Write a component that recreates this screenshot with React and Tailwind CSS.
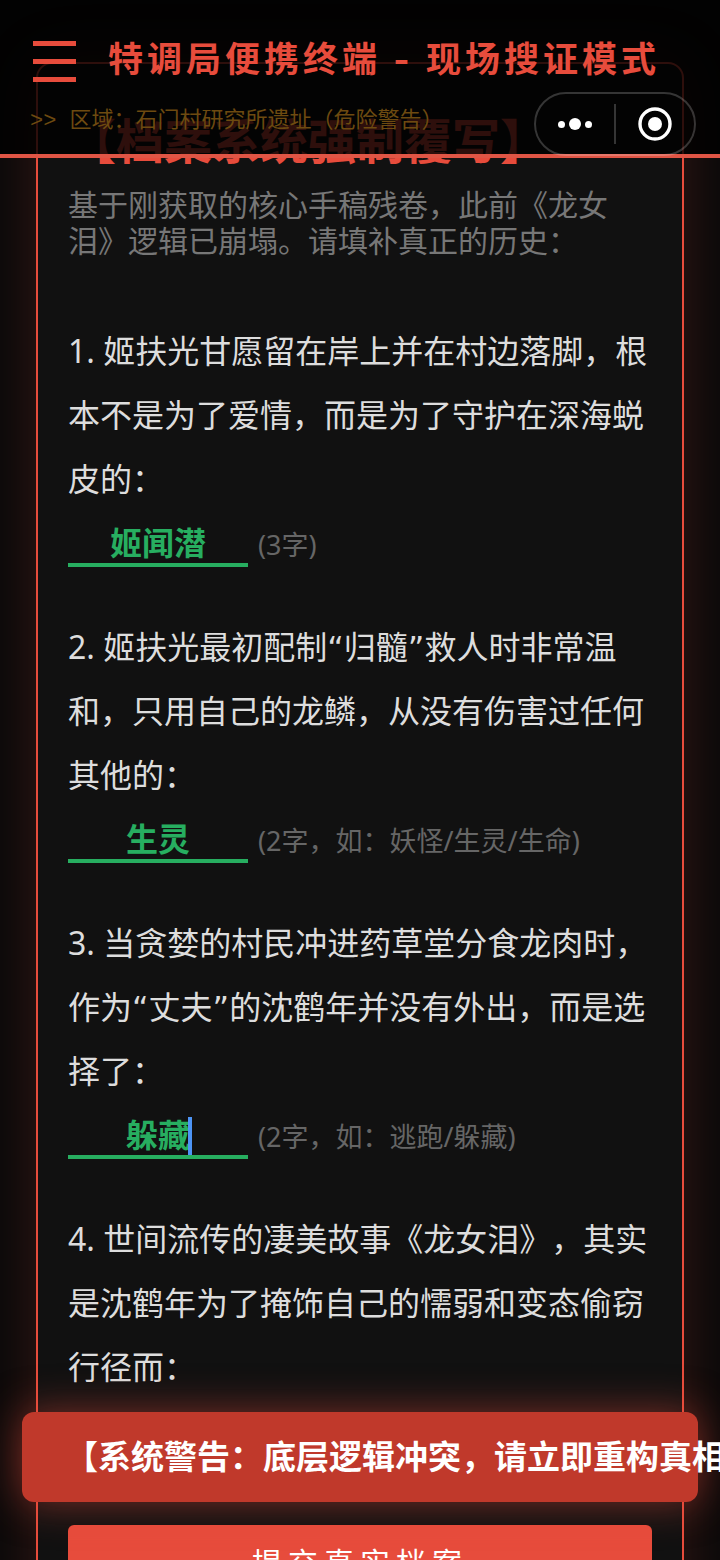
const questions = [
    {
        id: 1,
        text: "姬扶光甘愿留在岸上并在村边落脚，根本不是为了爱情，而是为了守护在深海蜕皮的：",
        answer: "姬闻潜",
        hint: "(3字)",
    },
    {
        id: 2,
        text: "姬扶光最初配制“归髓”救人时非常温和，只用自己的龙鳞，从没有伤害过任何其他的：",
        answer: "生灵",
        hint: "(2字，如：妖怪/生灵/生命)",
    },
    {
        id: 3,
        text: "当贪婪的村民冲进药草堂分食龙肉时，作为“丈夫”的沈鹤年并没有外出，而是选择了：",
        answer: "躲藏",
        hint: "(2字，如：逃跑/躲藏)",
        focused: true,
    },
    {
        id: 4,
        text: "世间流传的凄美故事《龙女泪》，其实是沈鹤年为了掩饰自己的懦弱和变态偷窃行径而：",
        answer: "",
        hint: "",
    },
];

// Noto's quotes are too tight next to Chinese text, so they get a wider face
function withQuotes(text) {
    return text.split(/([“”])/).map((part, i) =>
        part === "“" || part === "”" ? (
            <span key={i} className="font-['DejaVu_Sans',sans-serif] leading-none">
                {part}
            </span>
        ) : (
            part
        )
    );
}

function Question({ item }) {
    return (
        <div className="mb-10">
            <label htmlFor={`answer-${item.id}`} className="block text-[32px] leading-[64px] text-[#dddddd]">
                {withQuotes(`${item.id}. ${item.text}`)}
            </label>
            <div className="flex h-16 items-center gap-[10px]">
                <div className="relative w-[180px] shrink-0">
                    <input
                        id={`answer-${item.id}`}
                        type="text"
                        defaultValue={item.answer}
                        className="block h-12 w-full border-b-4 border-[#27ae60] bg-transparent pt-1 text-center text-[32px] font-bold text-[#27ae60] outline-none"
                    />
                    {item.focused && <span className="absolute bottom-1 left-[120px] h-[38px] w-1 bg-[#4d94f5]" />}
                </div>
                {item.hint && <span className="whitespace-nowrap pt-1 text-[27px] text-[#666666]">{item.hint}</span>}
            </div>
        </div>
    );
}

function Header() {
    return (
        <header className="absolute inset-x-0 top-0 z-10 h-[158px] border-b-4 border-[#e05545] bg-black/80 pt-8">
            <div className="flex h-[54px] items-center gap-8 pl-[33px]">
                <button type="button" aria-label="菜单" className="mt-1 flex w-[43px] flex-col gap-[13px]">
                    <span className="h-[5px] bg-[#e74c3c]" />
                    <span className="h-[5px] bg-[#e74c3c]" />
                    <span className="h-[5px] bg-[#e74c3c]" />
                </button>
                <h1 className="whitespace-nowrap font-['Inter','Noto_Sans_CJK_SC',sans-serif] text-[35px] font-bold tracking-[4px] text-[#e74c3c]">
                    特调局便携终端 - 现场搜证模式
                </h1>
            </div>
            <p className="mt-[22px] whitespace-nowrap pl-[30px] font-['Liberation_Mono','Noto_Sans_CJK_SC',monospace] text-[22px] leading-7 text-[#6d4a10]">
                &gt;&gt; 区域：石门村研究所遗址（危险警告）
            </p>
        </header>
    );
}

function Capsule() {
    return (
        <div className="absolute right-6 top-[92px] z-20 flex h-16 w-[162px] items-center rounded-full border-2 border-white/20">
            <button type="button" aria-label="更多" className="flex flex-1 items-center justify-center gap-1">
                <span className="size-[7px] rounded-full bg-white" />
                <span className="size-3 rounded-full bg-white" />
                <span className="size-[7px] rounded-full bg-white" />
            </button>
            <span className="h-10 w-[2px] bg-white/20" />
            <button type="button" aria-label="关闭" className="flex flex-1 items-center justify-center">
                <svg viewBox="0 0 34 34" className="size-[34px]">
                    <circle cx="17" cy="17" r="15" fill="none" stroke="#fff" strokeWidth="3.4" />
                    <circle cx="17" cy="17" r="7" fill="#fff" />
                </svg>
            </button>
        </div>
    );
}

export default function App() {
    return (
        <div className="relative h-screen overflow-hidden bg-[#0a0a0a] font-['Noto_Sans','Noto_Sans_CJK_SC',sans-serif] [text-spacing-trim:space-all]">
            <Header />
            <Capsule />

            <main className="px-9 pt-[62px]">
                <section className="rounded-2xl border-2 border-[#e74c3c] bg-[#111111] p-[30px] shadow-[0_0_60px_rgba(231,76,60,0.2)]">
                    <h2 className="mb-[15px] mt-4 whitespace-nowrap text-[48px] font-bold leading-[62px] text-[#e74c3c]">
                        【档案系统强制覆写】
                    </h2>
                    <p className="mb-[60px] text-[30px] leading-9 text-[#777777]">
                        基于刚获取的核心手稿残卷，此前《龙女泪》逻辑已崩塌。请填补真正的历史：
                    </p>

                    {questions.map((item) => (
                        <Question key={item.id} item={item} />
                    ))}

                    <button
                        type="button"
                        className="mt-[22px] h-[74px] w-full rounded-md bg-[#e74c3c] text-[30px] tracking-[6px] text-white"
                    >
                        提交真实档案
                    </button>
                </section>
            </main>

            {/* Warning toast */}
            <div
                role="alert"
                className="absolute inset-x-[22px] bottom-[58px] z-10 flex h-[90px] items-center whitespace-nowrap rounded-xl bg-[#c0392b] pl-[43px] text-[33px] font-bold text-white shadow-[0_0_40px_rgba(231,76,60,0.5)]"
            >
                【系统警告：底层逻辑冲突，请立即重构真相
            </div>
        </div>
    );
}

▸ **What needs to be done**: Restate the data above exactly, stripping out each image.

▸ **In response**:
Write a component that recreates this screenshot with React and Tailwind CSS.
const questions = [
    {
        id: 1,
        text: "姬扶光甘愿留在岸上并在村边落脚，根本不是为了爱情，而是为了守护在深海蜕皮的：",
        answer: "姬闻潜",
        hint: "(3字)",
    },
    {
        id: 2,
        text: "姬扶光最初配制“归髓”救人时非常温和，只用自己的龙鳞，从没有伤害过任何其他的：",
        answer: "生灵",
        hint: "(2字，如：妖怪/生灵/生命)",
    },
    {
        id: 3,
        text: "当贪婪的村民冲进药草堂分食龙肉时，作为“丈夫”的沈鹤年并没有外出，而是选择了：",
        answer: "躲藏",
        hint: "(2字，如：逃跑/躲藏)",
        focused: true,
    },
    {
        id: 4,
        text: "世间流传的凄美故事《龙女泪》，其实是沈鹤年为了掩饰自己的懦弱和变态偷窃行径而：",
        answer: "",
        hint: "",
    },
];

// Noto's quotes are too tight next to Chinese text, so they get a wider face
function withQuotes(text) {
    return text.split(/([“”])/).map((part, i) =>
        part === "“" || part === "”" ? (
            <span key={i} className="font-['DejaVu_Sans',sans-serif] leading-none">
                {part}
            </span>
        ) : (
            part
        )
    );
}

function Question({ item }) {
    return (
        <div className="mb-10">
            <label htmlFor={`answer-${item.id}`} className="block text-[32px] leading-[64px] text-[#dddddd]">
                {withQuotes(`${item.id}. ${item.text}`)}
            </label>
            <div className="flex h-16 items-center gap-[10px]">
                <div className="relative w-[180px] shrink-0">
                    <input
                        id={`answer-${item.id}`}
                        type="text"
                        defaultValue={item.answer}
                        className="block h-12 w-full border-b-4 border-[#27ae60] bg-transparent pt-1 text-center text-[32px] font-bold text-[#27ae60] outline-none"
                    />
                    {item.focused && <span className="absolute bottom-1 left-[120px] h-[38px] w-1 bg-[#4d94f5]" />}
                </div>
                {item.hint && <span className="whitespace-nowrap pt-1 text-[27px] text-[#666666]">{item.hint}</span>}
            </div>
        </div>
    );
}

function Header() {
    return (
        <header className="absolute inset-x-0 top-0 z-10 h-[158px] border-b-4 border-[#e05545] bg-black/80 pt-8">
            <div className="flex h-[54px] items-center gap-8 pl-[33px]">
                <button type="button" aria-label="菜单" className="mt-1 flex w-[43px] flex-col gap-[13px]">
                    <span className="h-[5px] bg-[#e74c3c]" />
                    <span className="h-[5px] bg-[#e74c3c]" />
                    <span className="h-[5px] bg-[#e74c3c]" />
                </button>
                <h1 className="whitespace-nowrap font-['Inter','Noto_Sans_CJK_SC',sans-serif] text-[35px] font-bold tracking-[4px] text-[#e74c3c]">
                    特调局便携终端 - 现场搜证模式
                </h1>
            </div>
            <p className="mt-[22px] whitespace-nowrap pl-[30px] font-['Liberation_Mono','Noto_Sans_CJK_SC',monospace] text-[22px] leading-7 text-[#6d4a10]">
                &gt;&gt; 区域：石门村研究所遗址（危险警告）
            </p>
        </header>
    );
}

function Capsule() {
    return (
        <div className="absolute right-6 top-[92px] z-20 flex h-16 w-[162px] items-center rounded-full border-2 border-white/20">
            <button type="button" aria-label="更多" className="flex flex-1 items-center justify-center gap-1">
                <span className="size-[7px] rounded-full bg-white" />
                <span className="size-3 rounded-full bg-white" />
                <span className="size-[7px] rounded-full bg-white" />
            </button>
            <span className="h-10 w-[2px] bg-white/20" />
            <button type="button" aria-label="关闭" className="flex flex-1 items-center justify-center">
                <svg viewBox="0 0 34 34" className="size-[34px]">
                    <circle cx="17" cy="17" r="15" fill="none" stroke="#fff" strokeWidth="3.4" />
                    <circle cx="17" cy="17" r="7" fill="#fff" />
                </svg>
            </button>
        </div>
    );
}

export default function App() {
    return (
        <div className="relative h-screen overflow-hidden bg-[#0a0a0a] font-['Noto_Sans','Noto_Sans_CJK_SC',sans-serif] [text-spacing-trim:space-all]">
            <Header />
            <Capsule />

            <main className="px-9 pt-[62px]">
                <section className="rounded-2xl border-2 border-[#e74c3c] bg-[#111111] p-[30px] shadow-[0_0_60px_rgba(231,76,60,0.2)]">
                    <h2 className="mb-[15px] mt-4 whitespace-nowrap text-[48px] font-bold leading-[62px] text-[#e74c3c]">
                        【档案系统强制覆写】
                    </h2>
                    <p className="mb-[60px] text-[30px] leading-9 text-[#777777]">
                        基于刚获取的核心手稿残卷，此前《龙女泪》逻辑已崩塌。请填补真正的历史：
                    </p>

                    {questions.map((item) => (
                        <Question key={item.id} item={item} />
                    ))}

                    <button
                        type="button"
                        className="mt-[22px] h-[74px] w-full rounded-md bg-[#e74c3c] text-[30px] tracking-[6px] text-white"
                    >
                        提交真实档案
                    </button>
                </section>
            </main>

            {/* Warning toast */}
            <div
                role="alert"
                className="absolute inset-x-[22px] bottom-[58px] z-10 flex h-[90px] items-center whitespace-nowrap rounded-xl bg-[#c0392b] pl-[43px] text-[33px] font-bold text-white shadow-[0_0_40px_rgba(231,76,60,0.5)]"
            >
                【系统警告：底层逻辑冲突，请立即重构真相
            </div>
        </div>
    );
}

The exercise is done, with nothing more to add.